The moment the input signal rises above 0 V, the output is turned high at V+ level. The output is turned OFF at V- only while the input is held below 0 V.
As explained previously, the reference level does not need to be 0 V, it can be changed to any other desired level. Additionally, you can also use the other input pin (+) as the reference pin, and the (-) input pin as the signal input pin for accepting the varying input signal.
Advantage of having a Floating Output in Comparator ICs
As discussed in the previous explanations, comparators output is switched through BJT which have an open collector as the output. This gives the advantage of connecting the outputs of two comparators from the IC 339 directly just like an OR gate.
A nice example of a window comparator circuit can be seen below. Here two IC 339 comparators blocks are configured with a single common input signal, and the outputs are joined like OR gate.
The output of the respective comparators go low whenever the input signal crosses either the lower set threshold or the upper set threshold, thus enabling the user to know when the signal is out of the set window level.

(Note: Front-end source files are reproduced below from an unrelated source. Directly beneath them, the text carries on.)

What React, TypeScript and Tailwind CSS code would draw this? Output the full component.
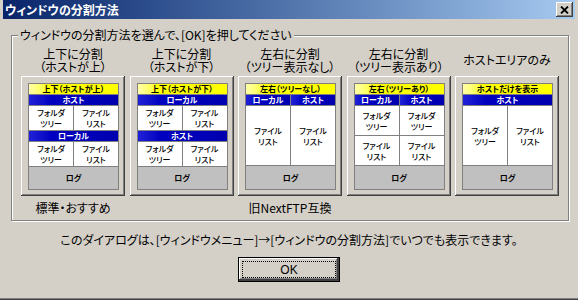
import React from "react";

const Yel = ({ children }: { children: React.ReactNode }) => (
  <div className="h-[10px] flex items-center justify-center bg-linear-to-r from-[#ffffa8] via-[#ffff00] via-20% to-[#ffff00] text-[8px] font-bold leading-none text-black whitespace-nowrap">
    {children}
  </div>
);

const Blu = ({ children }: { children: React.ReactNode }) => (
  <div className="h-[10px] flex items-center justify-center bg-linear-to-r from-[#2020d8] via-[#0000c0] via-25% to-[#0000b0] text-[8px] font-bold leading-none text-white whitespace-nowrap">
    {children}
  </div>
);

const Cell = ({ a, b }: { a: string; b: string }) => (
  <div className="bg-white flex flex-col items-center justify-center text-[8px] font-medium leading-[11px] text-black">
    <span>{a}</span>
    <span>{b}</span>
  </div>
);

const Row = ({ a, b, c, d, h }: { a: string; b: string; c: string; d: string; h: string }) => (
  <div className={`grid grid-cols-2 gap-px ${h}`}>
    <Cell a={a} b={b} />
    <Cell a={c} b={d} />
  </div>
);

const Log = () => (
  <div className="flex-1 bg-[#c0c0c0] flex items-center justify-center text-[8px] font-bold leading-none text-black">
    ログ
  </div>
);

const Card = ({ children }: { children: React.ReactNode }) => (
  <div className="w-[104px] h-[120px] bg-[#d4d0c8] pt-[7px] pl-[7px] pr-[6px] pb-[6px] shadow-[inset_-1px_-1px_0_#404040,inset_1px_1px_0_#ffffff,inset_-2px_-2px_0_#808080,inset_2px_2px_0_#d4d0c8]">
    <div className="h-full flex flex-col gap-px bg-[#808080] border border-[#808080]">{children}</div>
  </div>
);

const Column = ({
  title,
  card,
  footer,
}: {
  title: React.ReactNode;
  card: React.ReactNode;
  footer?: string;
}) => (
  <div className="w-[104px] flex flex-col items-center">
    <div className="h-[27px] -mt-[1px] mb-[3px] flex flex-col items-center justify-center text-[12px] leading-[13px] text-black text-center whitespace-nowrap">
      {title}
    </div>
    {card}
    <div className="mt-[5px] h-[14px] text-[12px] leading-[14px] text-black whitespace-nowrap">{footer ?? ""}</div>
  </div>
);

export default function App() {
  return (
    <div className="w-[578px] h-[300px] bg-[#d4d0c8] font-['Noto_Sans_CJK_JP','Noto_Sans',sans-serif] [font-feature-settings:'palt'] flex flex-col px-[3px] shadow-[inset_0_-1px_0_#404040,inset_0_-2px_0_#808080] overflow-hidden">
      {/* Title bar */}
      <div className="h-[19px] shrink-0 bg-linear-to-r from-[#0a246a] to-[#a6caf0] flex items-center justify-between pl-[2px] pr-[2px]">
        <span className="text-white text-[12px] font-bold leading-none whitespace-nowrap">ウィンドウの分割方法</span>
        <div className="w-[17px] h-[15px] bg-[#d4d0c8] flex items-center justify-center shadow-[inset_-1px_-1px_0_#404040,inset_1px_1px_0_#ffffff,inset_-2px_-2px_0_#808080]">
          <svg width="9" height="8" viewBox="0 0 9 8">
            <path d="M1 0.5 L8 7.5 M8 0.5 L1 7.5" stroke="#000" strokeWidth="1.8" />
          </svg>
        </div>
      </div>

      {/* Group box */}
      <div className="relative mt-[16px] ml-[8px] w-[558px] h-[186px] shrink-0 border border-[#808080] shadow-[inset_1px_1px_0_#ffffff,1px_1px_0_#ffffff]">
        <span className="absolute -top-[8px] left-[6px] px-[2px] bg-[#d4d0c8] text-[12px] leading-[14px] text-black whitespace-nowrap">
          ウィンドウの分割方法を選んで、[OK]を押してください
        </span>
        <div className="flex justify-between pt-[11px] px-[9px]">
          <Column
            title={
              <>
                <span>上下に分割</span>
                <span>（ホストが上）</span>
              </>
            }
            footer="標準・おすすめ"
            card={
              <Card>
                <Yel>上下（ホストが上）</Yel>
                <Blu>ホスト</Blu>
                <Row h="h-[24px]" a="フォルダ" b="ツリー" c="ファイル" d="リスト" />
                <Blu>ローカル</Blu>
                <Row h="h-[24px]" a="フォルダ" b="ツリー" c="ファイル" d="リスト" />
                <Log />
              </Card>
            }
          />
          <Column
            title={
              <>
                <span>上下に分割</span>
                <span>（ホストが下）</span>
              </>
            }
            card={
              <Card>
                <Yel>上下（ホストが下）</Yel>
                <Blu>ローカル</Blu>
                <Row h="h-[24px]" a="フォルダ" b="ツリー" c="ファイル" d="リスト" />
                <Blu>ホスト</Blu>
                <Row h="h-[24px]" a="フォルダ" b="ツリー" c="ファイル" d="リスト" />
                <Log />
              </Card>
            }
          />
          <Column
            title={
              <>
                <span>左右に分割</span>
                <span>（ツリー表示なし）</span>
              </>
            }
            footer="旧NextFTP互換"
            card={
              <Card>
                <Yel>左右（ツリーなし）</Yel>
                <div className="grid grid-cols-2 gap-px">
                  <Blu>ローカル</Blu>
                  <Blu>ホスト</Blu>
                </div>
                <Row h="h-[59px]" a="ファイル" b="リスト" c="ファイル" d="リスト" />
                <Log />
              </Card>
            }
          />
          <Column
            title={
              <>
                <span>左右に分割</span>
                <span>（ツリー表示あり）</span>
              </>
            }
            card={
              <Card>
                <Yel>左右（ツリーあり）</Yel>
                <div className="grid grid-cols-2 gap-px">
                  <Blu>ローカル</Blu>
                  <Blu>ホスト</Blu>
                </div>
                <Row h="h-[29px]" a="フォルダ" b="ツリー" c="フォルダ" d="ツリー" />
                <Row h="h-[29px]" a="ファイル" b="リスト" c="ファイル" d="リスト" />
                <Log />
              </Card>
            }
          />
          <Column
            title={<span>ホストエリアのみ</span>}
            card={
              <Card>
                <Yel>ホストだけを表示</Yel>
                <Blu>ホスト</Blu>
                <Row h="h-[59px]" a="フォルダ" b="ツリー" c="ファイル" d="リスト" />
                <Log />
              </Card>
            }
          />
        </div>
      </div>

      {/* Message */}
      <div className="mt-[12px] text-center text-[12px] leading-[14px] text-black whitespace-nowrap">
        このダイアログは、[ウィンドウメニュー]→[ウィンドウの分割方法]でいつでも表示できます。
      </div>

      {/* OK button */}
      <div className="mt-[10px] flex justify-center">
        <div className="w-[102px] h-[25px] bg-[#d4d0c8] border border-black p-[1px] shadow-[inset_-2px_-2px_0_#404040,inset_1px_1px_0_#ffffff,inset_-3px_-3px_0_#808080]">
          <div className="w-full h-full p-[2px]">
            <div className="w-full h-full border border-dotted border-black flex items-center justify-center text-[12px] leading-none text-black font-['Liberation_Sans',sans-serif]">
              OK
            </div>
          </div>
        </div>
      </div>
    </div>
  );
}
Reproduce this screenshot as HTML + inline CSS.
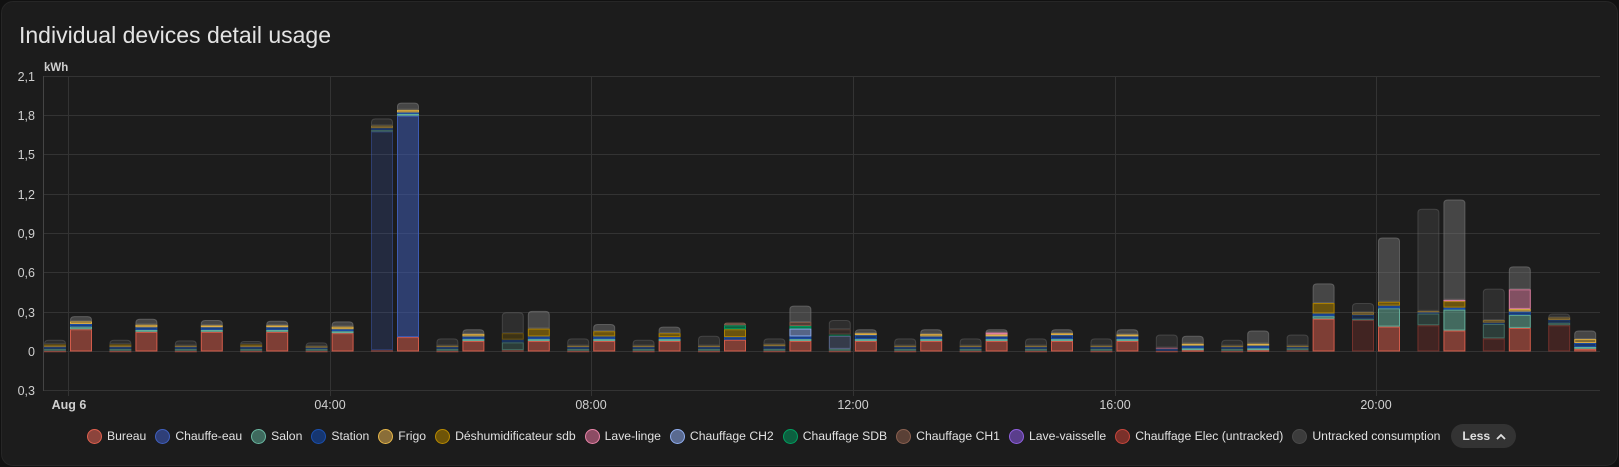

From the above explanations, we learned that:
Comparators are basically units having two complementing inputs, and one responsive output. The output turns high or low when the voltage level on one of the inputs goes higher or lower than the other input, depending upon which input is used as the reference or at a fixed voltage level.
Although an op amp can be also used like a comparator, specialized comparator ICs are better designed to work like comparators.
Dedicated comparator ICs like LM311, LM339 are specially designed for comparator application, with faster response and a flexible high current output capability.